● **PROBLEM STATEMENT**
Begin with the first line below and retype each line exactly through the line containing "number, fill: string];". Any pictures are to be left out.

====

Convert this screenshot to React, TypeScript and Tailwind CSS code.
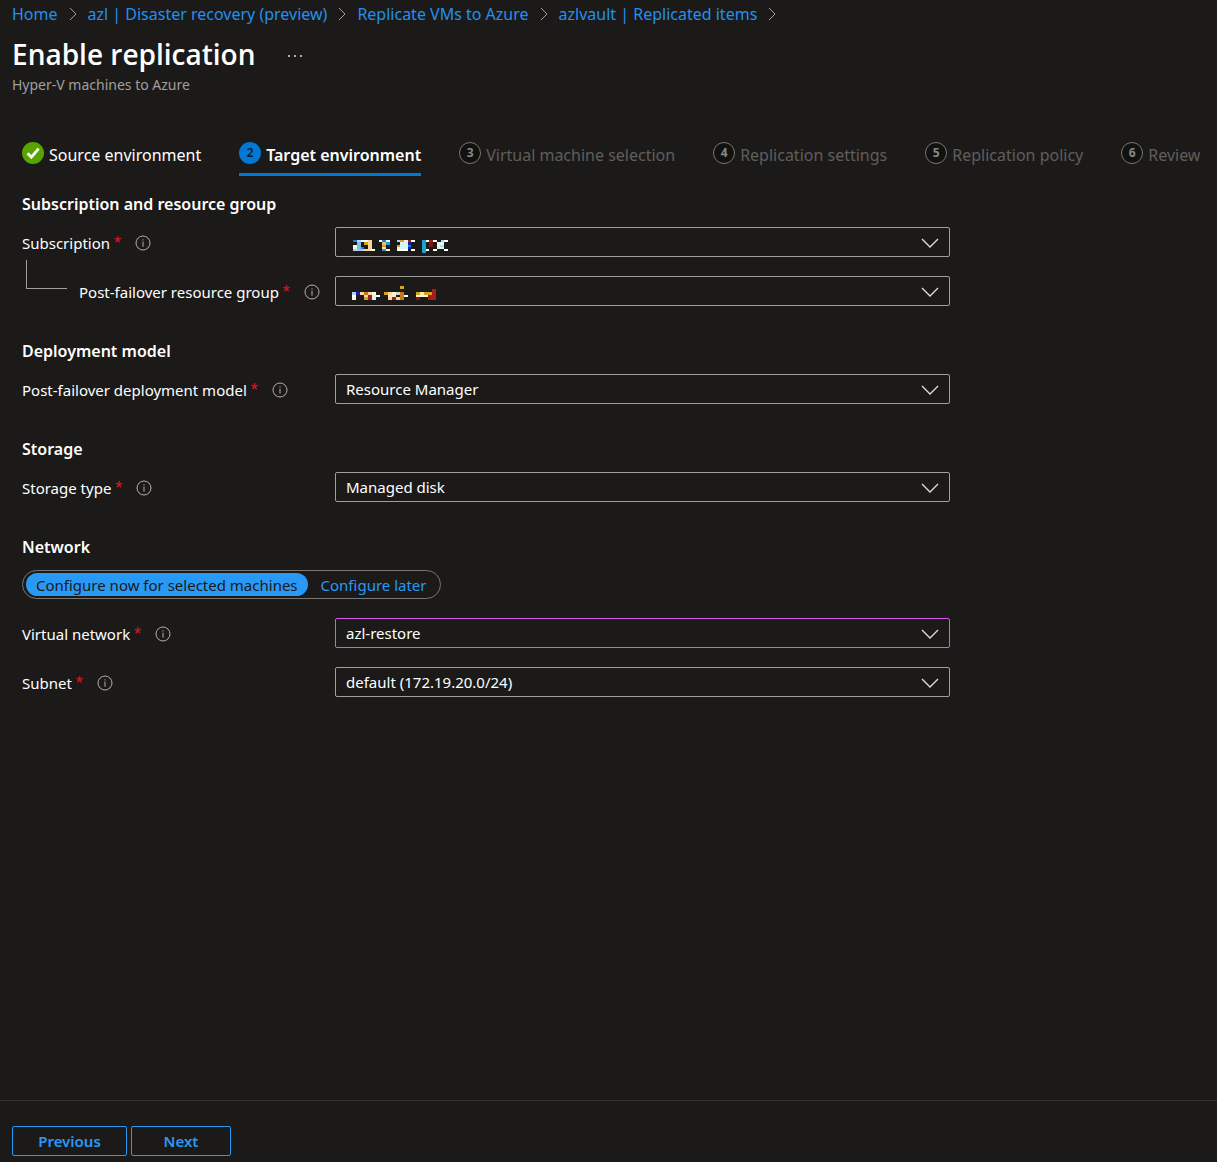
import React, { useId, useState } from "react";

const crumbs = [
  "Home",
  "azl | Disaster recovery (preview)",
  "Replicate VMs to Azure",
  "azlvault | Replicated items",
];

const steps = [
  "Source environment",
  "Target environment",
  "Virtual machine selection",
  "Replication settings",
  "Replication policy",
  "Review",
];

type Block = [x: number, y: number, w: number, h: number, fill: string];

const subscriptionBlocks: Block[] = [
  [1, 3, 4, 2, "#1a7fd0"], [5, 3, 4, 2, "#b5dcff"], [9, 3, 7, 2, "#ffffff"], [16, 3, 4, 2, "#fcd6a0"],
  [5, 5, 4, 3, "#7cbcf0"], [12, 5, 4, 3, "#d9a21b"], [16, 5, 4, 3, "#fcd6a0"],
  [1, 8, 4, 2, "#ffffff"], [5, 8, 4, 2, "#7cbcf0"], [16, 8, 4, 2, "#fcd6a0"],
  [1, 10, 4, 2, "#fff3cf"], [5, 10, 4, 2, "#7cbcf0"], [9, 10, 3, 2, "#1a7fd0"], [16, 10, 4, 2, "#fcd6a0"],
  [1, 12, 4, 2, "#a9d4fa"], [5, 12, 4, 2, "#a8c0ee"], [9, 12, 3, 2, "#a9d4fa"], [12, 12, 7, 2, "#fcd6a0"], [19, 12, 4, 2, "#fffbd5"],
  [27, 3, 3, 2, "#ffffff"], [30, 3, 4, 2, "#1a7fd0"], [34, 3, 4, 2, "#ffffff"],
  [30, 5, 4, 3, "#eebd72"], [34, 5, 4, 3, "#1c9fd2"],
  [30, 8, 4, 2, "#d9a21b"], [30, 10, 4, 2, "#fcd6a0"],
  [30, 12, 4, 2, "#1c9fd2"], [34, 12, 4, 2, "#fffbd5"],
  [45, 3, 3, 2, "#a9d4fa"], [48, 3, 4, 2, "#d9a21b"], [52, 3, 4, 2, "#fff3cf"], [56, 3, 3, 2, "#a51c1c"], [59, 3, 4, 2, "#ffffff"],
  [48, 5, 8, 3, "#d5f6fb"], [56, 5, 3, 3, "#1c1ca8"],
  [45, 8, 3, 2, "#d9a21b"], [48, 8, 8, 2, "#d5f6fb"], [56, 8, 3, 2, "#1a7fd0"],
  [45, 10, 3, 2, "#fff3cf"], [48, 10, 8, 2, "#d5f6fb"], [56, 10, 3, 2, "#1c1ca8"],
  [45, 12, 11, 2, "#ffffff"], [59, 12, 4, 2, "#ffffff"],
  [70, 3, 4, 13, "#1c9fd2"], [74, 3, 3, 2, "#fff3cf"], [77, 3, 4, 2, "#a51c1c"], [81, 3, 4, 2, "#ffffff"], [89, 3, 3, 2, "#a9d4fa"], [92, 3, 4, 2, "#ffffff"],
  [77, 5, 4, 5, "#7e1616"], [85, 5, 7, 3, "#e9f8ee"], [85, 8, 3, 2, "#fffbd5"], [88, 8, 4, 2, "#a9dff5"],
  [85, 10, 7, 2, "#d5f6fb"], [74, 12, 3, 2, "#ffffff"], [81, 12, 4, 2, "#ffffff"], [92, 12, 4, 2, "#ffffff"],
];

const resourceGroupBlocks: Block[] = [
  [0, 6, 4, 3, "#a9d4fa"], [4, 6, 4, 3, "#1c1ca8"], [8, 6, 4, 3, "#fcd6a0"], [12, 6, 4, 3, "#c67a15"], [16, 6, 4, 3, "#fcd6a0"], [20, 6, 4, 3, "#fffbd5"],
  [0, 9, 4, 2, "#ffffff"], [12, 9, 4, 2, "#fcd6a0"], [16, 9, 4, 2, "#a51c1c"], [20, 9, 4, 2, "#d5f6fb"], [24, 9, 4, 2, "#ffffff"],
  [0, 11, 4, 3, "#fff3cf"], [12, 11, 4, 3, "#d9a21b"], [16, 11, 4, 3, "#a51c1c"], [20, 11, 4, 3, "#d5f6fb"],
  [32, 6, 4, 3, "#d9a21b"], [36, 6, 4, 3, "#fcd6a0"], [40, 6, 4, 3, "#fff3cf"], [44, 6, 4, 3, "#c9dcc0"],
  [48, 0, 4, 3, "#d9a21b"], [48, 6, 4, 8, "#c67a15"], [52, 9, 4, 2, "#ffffff"],
  [36, 9, 8, 2, "#fcecc0"], [36, 11, 4, 3, "#fcd6a0"], [40, 11, 4, 3, "#a51c1c"], [44, 11, 4, 3, "#fcd6a0"],
  [64, 6, 4, 3, "#d9a21b"], [68, 6, 4, 3, "#fcecc0"], [72, 6, 8, 3, "#d9a21b"],
  [64, 9, 12, 2, "#fff3cf"], [64, 11, 4, 3, "#7e1616"],
  [80, 3, 4, 11, "#a51c1c"], [76, 9, 4, 5, "#a51c1c"],
];

function CrumbArrow() {
  return (
    <svg viewBox="0 0 8 14" className="h-[14px] w-2 shrink-0" fill="none" stroke="#a19f9d" aria-hidden="true">
      <path d="M1 1l6 6-6 6" />
    </svg>
  );
}

function InfoIcon() {
  return (
    <svg viewBox="0 0 16 16" className="ml-[14px] size-4 shrink-0" fill="none" stroke="#b3b0ad" aria-hidden="true">
      <circle cx="8" cy="8" r="7" />
      <path d="M8 6.7v5M8 4.3v1.2" />
    </svg>
  );
}

function StepBadge({ index }: { index: number }) {
  if (index === 0) {
    return (
      <svg viewBox="0 0 22 22" className="mb-[3px] size-[22px] shrink-0" aria-hidden="true">
        <circle cx="11" cy="11" r="11" fill="#57a300" />
        <path d="M5.5 11.2l3.9 3.9 7.2-8.4" fill="none" stroke="#fff" strokeWidth="2.8" />
      </svg>
    );
  }
  return (
    <span
      className={
        index === 1
          ? "mb-[3px] flex size-[22px] shrink-0 items-center justify-center rounded-full bg-[#0078d4] pb-px text-xs font-semibold text-[#1b1a19]"
          : "mb-[3px] flex size-[22px] shrink-0 items-center justify-center rounded-full border border-[#797775] bg-[#111110] pb-px text-xs font-bold text-[#8a8886]"
      }
    >
      {index + 1}
    </span>
  );
}

type FieldProps = {
  label: string;
  value?: string;
  blocks?: Block[];
  nested?: boolean;
  active?: boolean;
};

function Field({ label, value = "", blocks, nested, active }: FieldProps) {
  const id = useId();
  return (
    <div className="flex h-[30px] items-center">
      <div className="flex w-[313px] shrink-0 items-center pt-px whitespace-nowrap">
        {nested && <span className="mr-3 -mt-[34px] ml-1 h-[29px] w-[41px] shrink-0 border-b border-l border-[#a19f9d]" />}
        <label htmlFor={id}>
          {label} <span className="font-['Liberation_Sans',sans-serif] text-lg leading-none text-[#e81123]">*</span>
        </label>
        <InfoIcon />
      </div>
      <div className="relative h-full max-w-[615px] flex-1">
        <select
          id={id}
          className={
            active
              ? "h-full w-full appearance-none rounded-xs border border-[#d559f0] bg-transparent px-[10px] outline-none"
              : "h-full w-full appearance-none rounded-xs border border-[#a19f9d] bg-transparent px-[10px] outline-none"
          }
        >
          <option className="bg-[#1b1a19]">{value}</option>
        </select>
        {blocks && (
          <svg
            viewBox="0 0 96 16"
            className="pointer-events-none absolute top-[10px] left-[17px] h-4 w-24"
            shapeRendering="crispEdges"
            aria-hidden="true"
          >
            {blocks.map(([x, y, w, h, fill], i) => (
              <rect key={i} x={x} y={y} width={w} height={h} fill={fill} />
            ))}
          </svg>
        )}
        <svg
          viewBox="0 0 18 10"
          className="pointer-events-none absolute top-[11px] right-[11px] h-[10px] w-[18px]"
          fill="none"
          stroke="#e1dfdd"
          strokeWidth="1.3"
          aria-hidden="true"
        >
          <path d="M1 1l8 8 8-8" />
        </svg>
      </div>
    </div>
  );
}

function Section({ title, children }: { title: string; children: React.ReactNode }) {
  return (
    <section>
      <h2 className="mb-[11px] text-base leading-6 font-semibold">{title}</h2>
      <div className="flex flex-col gap-[19px]">{children}</div>
    </section>
  );
}

export default function App() {
  const [mode, setMode] = useState(0);
  return (
    <div className="flex min-h-screen flex-col bg-[#1b1a19] font-['Noto_Sans',sans-serif] text-[15px] leading-5 text-white">
      <header className="px-3">
        <nav aria-label="Breadcrumb" className="flex h-7 items-center gap-[11px] text-base whitespace-nowrap text-[#2290f0]">
          {crumbs.map((crumb) => (
            <React.Fragment key={crumb}>
              <a href="#">{crumb}</a>
              <CrumbArrow />
            </React.Fragment>
          ))}
        </nav>
        <div className="mt-1 flex h-11 items-center gap-8">
          <h1 className="font-['Open_Sans',sans-serif] text-[28px] font-semibold">Enable replication</h1>
          <button type="button" aria-label="More actions" className="flex h-8 w-4 items-center justify-center pt-1">
            <svg viewBox="0 0 16 4" className="h-1 w-4" fill="#e1dfdd" aria-hidden="true">
              <circle cx="2" cy="2" r="1" />
              <circle cx="8" cy="2" r="1" />
              <circle cx="14" cy="2" r="1" />
            </svg>
          </button>
        </div>
        <p className="text-sm leading-[18px] text-[#a19f9d]">Hyper-V machines to Azure</p>
      </header>

      <main className="flex-1 px-[22px] pt-[38px]">
        <div role="tablist" className="flex h-11 gap-[38px] text-base whitespace-nowrap">
          {steps.map((step, i) => (
            <button
              key={step}
              type="button"
              role="tab"
              aria-selected={i === 1}
              className={
                i === 0
                  ? "flex items-center gap-[5px] border-b-3 border-transparent pt-1"
                  : i === 1
                    ? "flex items-center gap-[5px] border-b-3 border-[#0078d4] pt-1 font-semibold"
                    : "flex items-center gap-[5px] border-b-3 border-transparent pt-1 text-[#605e5c]"
              }
            >
              <StepBadge index={i} />
              {step}
            </button>
          ))}
        </div>

        <form className="mt-4 flex flex-col gap-[33px]">
          <Section title="Subscription and resource group">
            <Field label="Subscription" blocks={subscriptionBlocks} />
            <Field label="Post-failover resource group" blocks={resourceGroupBlocks} nested />
          </Section>
          <Section title="Deployment model">
            <Field label="Post-failover deployment model" value="Resource Manager" />
          </Section>
          <Section title="Storage">
            <Field label="Storage type" value="Managed disk" />
          </Section>
          <Section title="Network">
            <div className="flex h-[29px] items-center gap-[3px] self-start rounded-full border border-[#797775] px-[3px]">
              {["Configure now for selected machines", "Configure later"].map((text, i) => (
                <label
                  key={text}
                  className={
                    mode === i
                      ? "relative flex h-[23px] items-center rounded-full bg-[#2899f5] px-[10px] text-[#1b1a19]"
                      : "relative flex h-[23px] items-center rounded-full px-[10px] text-[#2899f5]"
                  }
                >
                  <input
                    type="radio"
                    name="network-mode"
                    className="sr-only"
                    checked={mode === i}
                    onChange={() => setMode(i)}
                  />
                  {text}
                </label>
              ))}
            </div>
            <Field label="Virtual network" value="azl-restore" active />
            <Field label="Subnet" value="default (172.19.20.0/24)" />
          </Section>
        </form>
      </main>

      <footer className="flex gap-1 border-t border-[#323130] px-3 pt-[25px] pb-[6px] font-semibold text-[#2899f5]">
        <button type="button" className="h-[30px] w-[115px] rounded-xs border border-[#2899f5]">
          Previous
        </button>
        <button type="button" className="h-[30px] w-[100px] rounded-xs border border-[#2899f5]">
          Next
        </button>
      </footer>
    </div>
  );
}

====

● **FINISHED EXERCISE**
Convert this screenshot to React, TypeScript and Tailwind CSS code.
import React, { useId, useState } from "react";

const crumbs = [
  "Home",
  "azl | Disaster recovery (preview)",
  "Replicate VMs to Azure",
  "azlvault | Replicated items",
];

const steps = [
  "Source environment",
  "Target environment",
  "Virtual machine selection",
  "Replication settings",
  "Replication policy",
  "Review",
];

type Block = [x: number, y: number, w: number, h: number, fill: string];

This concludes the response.